I’m Alicia, and I’m a Grades Addict

By God’s grace, my last few weeks have been marked by classroom success. A few encouraging words from professors, admiring comments from students, and – what else? – those happy “10/10″ and “A” notes at the tops of returned papers.

But, I’m growing suspicious of the way these grades make me feel.

Grades have always been strongly associated with virtue in my mind. To do good and to do well are virtually indistinct to me. And, the little buzz I get from “95%” written on a midterm makes feel like I’ve followed some Eleventh Commandment. There are Biblical grounds for learning and education, but I’m not sure there’s much in the Bible (or the wider world) to support the independent virtue of earning those artificial little “A”s and “B”s.

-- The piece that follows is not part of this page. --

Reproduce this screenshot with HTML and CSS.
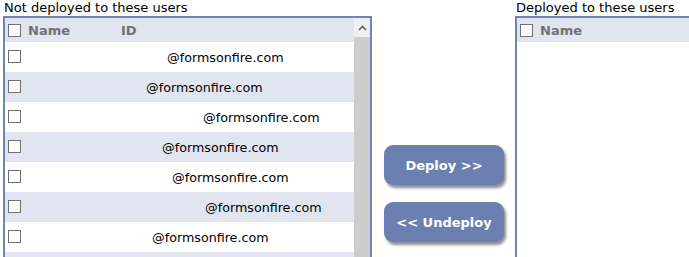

There are worse things I could prioritize. I could choose any of the Christian Girl’s Black Bag of Bad Behavior Examples: money, power, sex, drugs; it’s a surprise when I reach in that bag and pull out “good grades.” After all, one of the reasons I want good grades is because I value and enjoy learning. But, when the choice is between learning and doing what the teacher wants, I find myself feeling selfish and irresponsible if I choose learning.

An example: I’ve been trying to get through The Complete Idiot’s Guide to Economics┬áso that I can understand the basics behind the economic development course I’m taking this semester. But, time is limited. And, even though I don’t understand many concepts in Jeffrey Sachs and Amartya Sen’s works (and would understand them better if I took the time to read the Idiot’s Guide), I’ve been neglecting the basics for the sake of getting the homework done. I know enough to get through a class discussion, but not enough to remember their ideas in the future. Not enough to learn.

And, beyond the distinction between learning and grades, I feel Priority Drift stretching out to other areas of my life. What do I do if the choice is between taking a Sabbath and being prepared to turn in my homework? Or between helping a broken-hearted friend and meeting a paper deadline? I lean toward the grades.

So, I have a problem. It’s a strange addiction, and one more often addressed by the dealers than the addicts; whole books of advice help teachers create assignments and assessments that encourage real learning over grade-mongering. For my part, I’m going cold turkey. I’m going to stop looking at my grades. Being blind to my GPA may prevent it from taking over my vision.